— start Data in this exercise —
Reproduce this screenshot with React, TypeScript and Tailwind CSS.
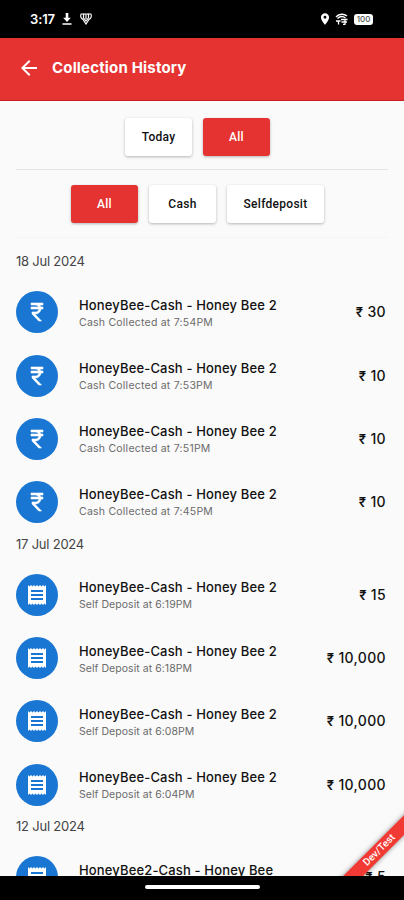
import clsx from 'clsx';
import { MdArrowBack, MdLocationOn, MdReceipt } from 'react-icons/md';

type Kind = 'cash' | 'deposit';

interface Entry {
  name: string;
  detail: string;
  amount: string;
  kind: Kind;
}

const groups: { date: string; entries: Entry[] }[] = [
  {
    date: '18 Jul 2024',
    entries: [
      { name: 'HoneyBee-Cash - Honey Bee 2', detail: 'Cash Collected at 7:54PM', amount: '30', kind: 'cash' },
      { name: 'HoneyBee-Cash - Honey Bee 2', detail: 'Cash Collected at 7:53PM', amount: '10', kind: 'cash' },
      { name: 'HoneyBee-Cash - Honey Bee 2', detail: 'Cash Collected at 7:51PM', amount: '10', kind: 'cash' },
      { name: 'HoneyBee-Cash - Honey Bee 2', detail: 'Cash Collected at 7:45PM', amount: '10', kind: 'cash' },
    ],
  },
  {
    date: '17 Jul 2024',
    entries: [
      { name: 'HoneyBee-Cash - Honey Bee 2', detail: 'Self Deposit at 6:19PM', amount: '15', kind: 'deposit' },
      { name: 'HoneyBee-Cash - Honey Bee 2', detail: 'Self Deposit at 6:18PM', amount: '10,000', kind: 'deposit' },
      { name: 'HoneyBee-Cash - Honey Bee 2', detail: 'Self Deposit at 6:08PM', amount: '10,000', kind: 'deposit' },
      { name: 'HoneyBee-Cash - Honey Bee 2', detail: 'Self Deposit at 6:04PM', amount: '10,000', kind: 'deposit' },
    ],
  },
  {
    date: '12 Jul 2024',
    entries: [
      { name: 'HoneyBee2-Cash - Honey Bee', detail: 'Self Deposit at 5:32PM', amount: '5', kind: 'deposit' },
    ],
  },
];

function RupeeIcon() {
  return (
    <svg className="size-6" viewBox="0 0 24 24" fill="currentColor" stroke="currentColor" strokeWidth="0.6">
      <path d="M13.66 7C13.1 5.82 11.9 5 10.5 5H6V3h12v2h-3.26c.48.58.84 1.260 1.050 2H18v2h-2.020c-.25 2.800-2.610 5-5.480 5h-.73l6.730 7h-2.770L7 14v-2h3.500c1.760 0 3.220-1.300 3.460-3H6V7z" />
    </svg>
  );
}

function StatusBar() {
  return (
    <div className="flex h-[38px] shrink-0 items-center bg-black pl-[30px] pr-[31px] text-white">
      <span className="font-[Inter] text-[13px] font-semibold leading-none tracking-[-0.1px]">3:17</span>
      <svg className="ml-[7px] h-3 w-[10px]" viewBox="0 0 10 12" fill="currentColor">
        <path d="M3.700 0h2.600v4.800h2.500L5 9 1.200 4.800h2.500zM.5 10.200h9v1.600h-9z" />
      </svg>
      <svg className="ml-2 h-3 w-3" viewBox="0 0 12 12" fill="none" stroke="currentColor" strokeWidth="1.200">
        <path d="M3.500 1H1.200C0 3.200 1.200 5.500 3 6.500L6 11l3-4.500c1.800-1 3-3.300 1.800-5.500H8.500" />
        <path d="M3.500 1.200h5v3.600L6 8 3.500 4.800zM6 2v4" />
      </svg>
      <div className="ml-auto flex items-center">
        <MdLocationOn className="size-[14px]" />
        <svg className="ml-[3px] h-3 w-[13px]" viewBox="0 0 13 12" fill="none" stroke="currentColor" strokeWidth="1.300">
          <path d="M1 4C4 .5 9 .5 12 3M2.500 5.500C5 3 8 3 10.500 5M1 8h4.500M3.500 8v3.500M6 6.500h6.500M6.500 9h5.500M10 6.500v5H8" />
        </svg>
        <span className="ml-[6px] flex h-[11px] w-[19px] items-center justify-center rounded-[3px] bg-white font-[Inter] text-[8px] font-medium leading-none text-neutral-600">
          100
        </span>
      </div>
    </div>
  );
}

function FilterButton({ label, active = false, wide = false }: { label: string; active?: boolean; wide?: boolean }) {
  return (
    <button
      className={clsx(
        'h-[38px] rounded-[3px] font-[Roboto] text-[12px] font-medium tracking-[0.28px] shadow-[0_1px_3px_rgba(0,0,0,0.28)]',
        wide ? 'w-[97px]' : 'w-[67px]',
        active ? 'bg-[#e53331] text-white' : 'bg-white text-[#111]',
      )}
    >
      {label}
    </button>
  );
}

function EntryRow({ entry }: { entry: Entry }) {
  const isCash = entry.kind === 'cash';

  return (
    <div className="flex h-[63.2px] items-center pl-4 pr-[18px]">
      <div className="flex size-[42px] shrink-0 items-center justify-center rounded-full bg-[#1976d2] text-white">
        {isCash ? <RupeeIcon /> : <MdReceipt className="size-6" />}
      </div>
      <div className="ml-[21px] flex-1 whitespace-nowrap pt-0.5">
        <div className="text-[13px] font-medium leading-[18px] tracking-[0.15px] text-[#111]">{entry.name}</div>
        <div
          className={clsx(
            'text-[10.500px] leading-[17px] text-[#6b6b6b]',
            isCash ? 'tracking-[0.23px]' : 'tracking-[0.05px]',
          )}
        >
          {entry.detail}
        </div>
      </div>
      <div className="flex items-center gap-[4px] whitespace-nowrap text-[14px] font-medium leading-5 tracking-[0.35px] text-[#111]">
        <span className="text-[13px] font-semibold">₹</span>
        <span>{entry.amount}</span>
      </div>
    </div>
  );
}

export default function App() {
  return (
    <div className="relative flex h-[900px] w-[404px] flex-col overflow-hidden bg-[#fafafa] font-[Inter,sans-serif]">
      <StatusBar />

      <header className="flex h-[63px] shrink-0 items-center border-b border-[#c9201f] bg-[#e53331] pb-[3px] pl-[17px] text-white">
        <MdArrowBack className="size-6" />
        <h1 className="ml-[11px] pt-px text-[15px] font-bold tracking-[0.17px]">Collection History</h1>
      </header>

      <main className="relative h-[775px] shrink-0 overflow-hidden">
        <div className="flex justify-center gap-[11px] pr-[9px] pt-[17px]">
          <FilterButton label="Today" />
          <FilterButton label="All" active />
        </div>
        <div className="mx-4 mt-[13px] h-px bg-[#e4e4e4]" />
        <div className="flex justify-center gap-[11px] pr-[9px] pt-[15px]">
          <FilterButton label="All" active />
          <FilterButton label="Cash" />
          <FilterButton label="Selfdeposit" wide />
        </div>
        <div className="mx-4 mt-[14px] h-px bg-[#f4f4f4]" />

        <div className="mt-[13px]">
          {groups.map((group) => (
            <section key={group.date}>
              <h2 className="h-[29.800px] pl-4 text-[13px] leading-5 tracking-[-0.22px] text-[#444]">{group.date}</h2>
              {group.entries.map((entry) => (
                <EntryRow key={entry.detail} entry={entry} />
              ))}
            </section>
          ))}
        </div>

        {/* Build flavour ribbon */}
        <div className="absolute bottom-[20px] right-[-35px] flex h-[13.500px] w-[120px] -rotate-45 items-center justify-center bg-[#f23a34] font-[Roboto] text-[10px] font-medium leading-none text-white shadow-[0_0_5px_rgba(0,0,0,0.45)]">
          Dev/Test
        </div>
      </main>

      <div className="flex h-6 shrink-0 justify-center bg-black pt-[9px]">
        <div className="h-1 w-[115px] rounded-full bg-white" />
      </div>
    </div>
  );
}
— end Data in this exercise —
— start Data in this exercise —
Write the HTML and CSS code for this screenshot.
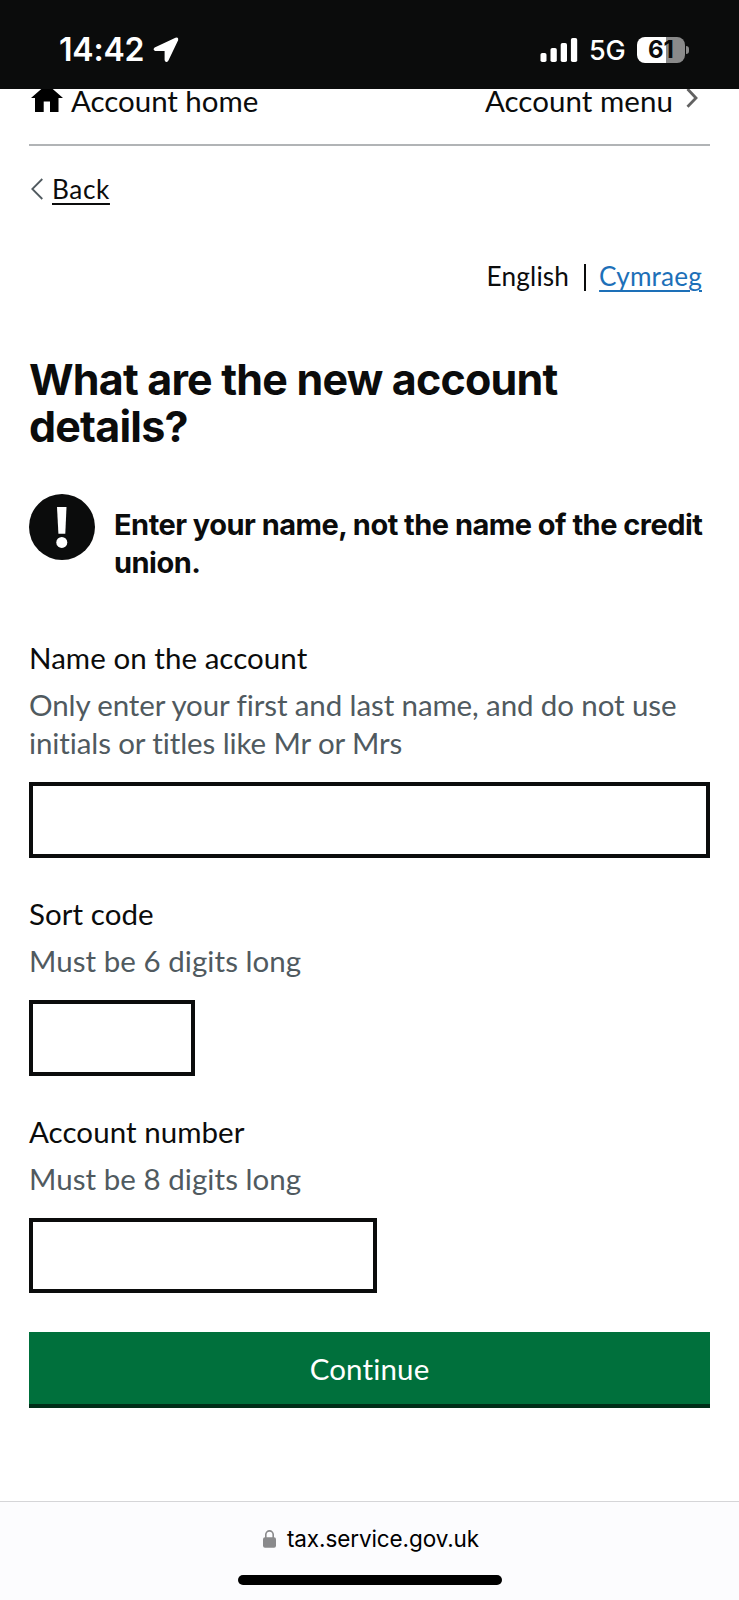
— end Data in this exercise —
§ Problem requirements
Pictures excluded, retype exactly the lines running from the one with "Reproduce this screenshot" through the one with "type Kind = 'cash' | 'deposit';". Include both end lines and nothing more.

§ Exercise output
Reproduce this screenshot with React, TypeScript and Tailwind CSS.
import clsx from 'clsx';
import { MdArrowBack, MdLocationOn, MdReceipt } from 'react-icons/md';

type Kind = 'cash' | 'deposit';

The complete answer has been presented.